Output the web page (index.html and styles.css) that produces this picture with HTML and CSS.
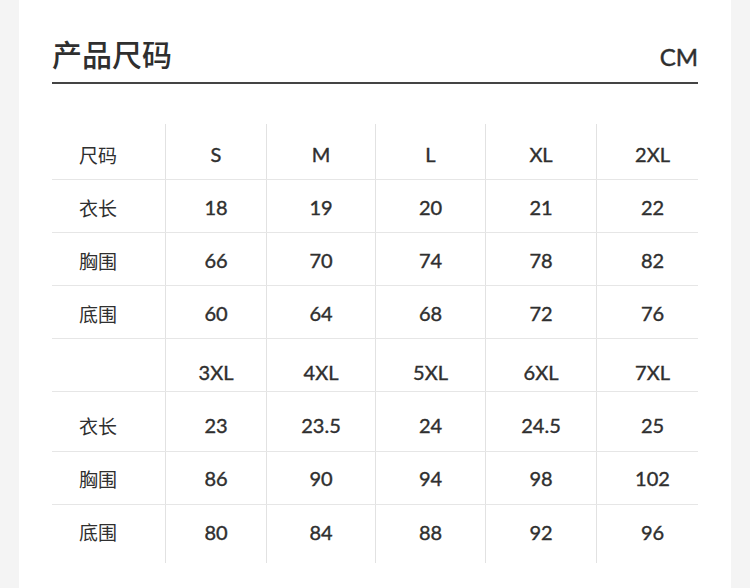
FILE: index.html
```html
<!DOCTYPE html>
<html lang="zh">
<head>
<meta charset="utf-8">
<title>产品尺码</title>
<link rel="stylesheet" href="styles.css">
</head>
<body>
<div class="panel">
  <div class="header">
    <h1 class="title">产品尺码</h1>
    <span class="unit">CM</span>
  </div>
  <div class="size-table">
    <div class="row r1">
      <div class="cell label">尺码</div><div class="cell">S</div><div class="cell">M</div><div class="cell">L</div><div class="cell">XL</div><div class="cell last">2XL</div>
    </div>
    <div class="row r2">
      <div class="cell label">衣长</div><div class="cell">18</div><div class="cell">19</div><div class="cell">20</div><div class="cell">21</div><div class="cell last">22</div>
    </div>
    <div class="row r3">
      <div class="cell label">胸围</div><div class="cell">66</div><div class="cell">70</div><div class="cell">74</div><div class="cell">78</div><div class="cell last">82</div>
    </div>
    <div class="row r4">
      <div class="cell label">底围</div><div class="cell">60</div><div class="cell">64</div><div class="cell">68</div><div class="cell">72</div><div class="cell last">76</div>
    </div>
    <div class="row r5">
      <div class="cell label"></div><div class="cell">3XL</div><div class="cell">4XL</div><div class="cell">5XL</div><div class="cell">6XL</div><div class="cell last">7XL</div>
    </div>
    <div class="row r6">
      <div class="cell label">衣长</div><div class="cell">23</div><div class="cell">23.5</div><div class="cell">24</div><div class="cell">24.5</div><div class="cell last">25</div>
    </div>
    <div class="row r7">
      <div class="cell label">胸围</div><div class="cell">86</div><div class="cell">90</div><div class="cell">94</div><div class="cell">98</div><div class="cell last">102</div>
    </div>
    <div class="row r8">
      <div class="cell label">底围</div><div class="cell">80</div><div class="cell">84</div><div class="cell">88</div><div class="cell">92</div><div class="cell last">96</div>
    </div>
  </div>
</div>
</body>
</html>
```
FILE: styles.css
```css
html, body {
  margin: 0;
  padding: 0;
  background: #f4f4f4;
}

.panel {
  margin: 0 19px;
  height: 588px;
  background: #ffffff;
  padding: 0 33px;
  box-sizing: border-box;
  color: #2f2f2f;
  font-family: "Lato", "Noto Sans CJK SC", sans-serif;
}

.header {
  display: flex;
  justify-content: space-between;
  align-items: baseline;
  padding-top: 33px;
  padding-bottom: 9px;
  border-bottom: 2px solid #444444;
}

.title {
  margin: 0;
  font-family: "Noto Sans CJK SC", sans-serif;
  font-size: 30px;
  font-weight: 500;
  line-height: 40px;
  color: #2f2f2f;
}

.unit {
  font-family: "Lato", sans-serif;
  font-size: 24px;
  font-weight: 400;
  -webkit-text-stroke: 0.45px #2f2f2f;
  color: #2f2f2f;
}

.size-table {
  margin-top: 40px;
}

.row {
  display: grid;
  grid-template-columns: 113px 101px 109px 110px 111px 102px;
  border-bottom: 1px solid #e6e6e6;
  box-sizing: border-box;
}

.cell {
  display: flex;
  align-items: center;
  justify-content: center;
  border-left: 1px solid #e2e2e2;
  font-size: 20px;
  font-weight: 400;
  -webkit-text-stroke: 0.4px #2f2f2f;
  box-sizing: border-box;
}

.cell.label {
  border-left: none;
  justify-content: flex-start;
  padding-left: 27px;
  font-family: "Noto Sans CJK SC", sans-serif;
  font-weight: 400;
  font-size: 19px;
  -webkit-text-stroke: 0;
}

.cell.last {
  padding-left: 10px;
}

.r1 { height: 56px; }
.r1 .cell { padding-top: 5px; }
.r2, .r3, .r4 { height: 53px; }
.r2 .cell, .r3 .cell, .r4 .cell { padding-top: 2px; }
.r5 { height: 53px; }
.r5 .cell { padding-top: 14px; }
.r6 { height: 60px; }
.r6 .cell { padding-top: 7px; }
.r7 { height: 53px; }
.r8 { height: 58px; border-bottom: none; }
.r8 .cell { padding-bottom: 5px; }
```
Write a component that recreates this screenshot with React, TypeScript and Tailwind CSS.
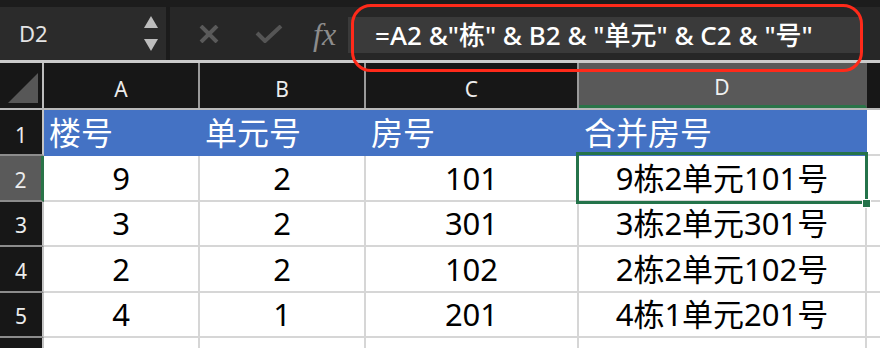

..........

* [Directions]:
With the pictures omitted, reproduce the records in full and exactly.

* [Exercise answer]:
Output the web page (index.html and styles.css) that produces this picture with HTML and CSS.
FILE: index.html
```html
<!DOCTYPE html>
<html lang="zh">
<head>
<meta charset="utf-8">
<title>产品尺码</title>
<link rel="stylesheet" href="styles.css">
</head>
<body>
<div class="panel">
  <div class="header">
    <h1 class="title">产品尺码</h1>
    <span class="unit">CM</span>
  </div>
  <div class="size-table">
    <div class="row r1">
      <div class="cell label">尺码</div><div class="cell">S</div><div class="cell">M</div><div class="cell">L</div><div class="cell">XL</div><div class="cell last">2XL</div>
    </div>
    <div class="row r2">
      <div class="cell label">衣长</div><div class="cell">18</div><div class="cell">19</div><div class="cell">20</div><div class="cell">21</div><div class="cell last">22</div>
    </div>
    <div class="row r3">
      <div class="cell label">胸围</div><div class="cell">66</div><div class="cell">70</div><div class="cell">74</div><div class="cell">78</div><div class="cell last">82</div>
    </div>
    <div class="row r4">
      <div class="cell label">底围</div><div class="cell">60</div><div class="cell">64</div><div class="cell">68</div><div class="cell">72</div><div class="cell last">76</div>
    </div>
    <div class="row r5">
      <div class="cell label"></div><div class="cell">3XL</div><div class="cell">4XL</div><div class="cell">5XL</div><div class="cell">6XL</div><div class="cell last">7XL</div>
    </div>
    <div class="row r6">
      <div class="cell label">衣长</div><div class="cell">23</div><div class="cell">23.5</div><div class="cell">24</div><div class="cell">24.5</div><div class="cell last">25</div>
    </div>
    <div class="row r7">
      <div class="cell label">胸围</div><div class="cell">86</div><div class="cell">90</div><div class="cell">94</div><div class="cell">98</div><div class="cell last">102</div>
    </div>
    <div class="row r8">
      <div class="cell label">底围</div><div class="cell">80</div><div class="cell">84</div><div class="cell">88</div><div class="cell">92</div><div class="cell last">96</div>
    </div>
  </div>
</div>
</body>
</html>
```
FILE: styles.css
```css
html, body {
  margin: 0;
  padding: 0;
  background: #f4f4f4;
}

.panel {
  margin: 0 19px;
  height: 588px;
  background: #ffffff;
  padding: 0 33px;
  box-sizing: border-box;
  color: #2f2f2f;
  font-family: "Lato", "Noto Sans CJK SC", sans-serif;
}

.header {
  display: flex;
  justify-content: space-between;
  align-items: baseline;
  padding-top: 33px;
  padding-bottom: 9px;
  border-bottom: 2px solid #444444;
}

.title {
  margin: 0;
  font-family: "Noto Sans CJK SC", sans-serif;
  font-size: 30px;
  font-weight: 500;
  line-height: 40px;
  color: #2f2f2f;
}

.unit {
  font-family: "Lato", sans-serif;
  font-size: 24px;
  font-weight: 400;
  -webkit-text-stroke: 0.45px #2f2f2f;
  color: #2f2f2f;
}

.size-table {
  margin-top: 40px;
}

.row {
  display: grid;
  grid-template-columns: 113px 101px 109px 110px 111px 102px;
  border-bottom: 1px solid #e6e6e6;
  box-sizing: border-box;
}

.cell {
  display: flex;
  align-items: center;
  justify-content: center;
  border-left: 1px solid #e2e2e2;
  font-size: 20px;
  font-weight: 400;
  -webkit-text-stroke: 0.4px #2f2f2f;
  box-sizing: border-box;
}

.cell.label {
  border-left: none;
  justify-content: flex-start;
  padding-left: 27px;
  font-family: "Noto Sans CJK SC", sans-serif;
  font-weight: 400;
  font-size: 19px;
  -webkit-text-stroke: 0;
}

.cell.last {
  padding-left: 10px;
}

.r1 { height: 56px; }
.r1 .cell { padding-top: 5px; }
.r2, .r3, .r4 { height: 53px; }
.r2 .cell, .r3 .cell, .r4 .cell { padding-top: 2px; }
.r5 { height: 53px; }
.r5 .cell { padding-top: 14px; }
.r6 { height: 60px; }
.r6 .cell { padding-top: 7px; }
.r7 { height: 53px; }
.r8 { height: 58px; border-bottom: none; }
.r8 .cell { padding-bottom: 5px; }
```
Write a component that recreates this screenshot with React, TypeScript and Tailwind CSS.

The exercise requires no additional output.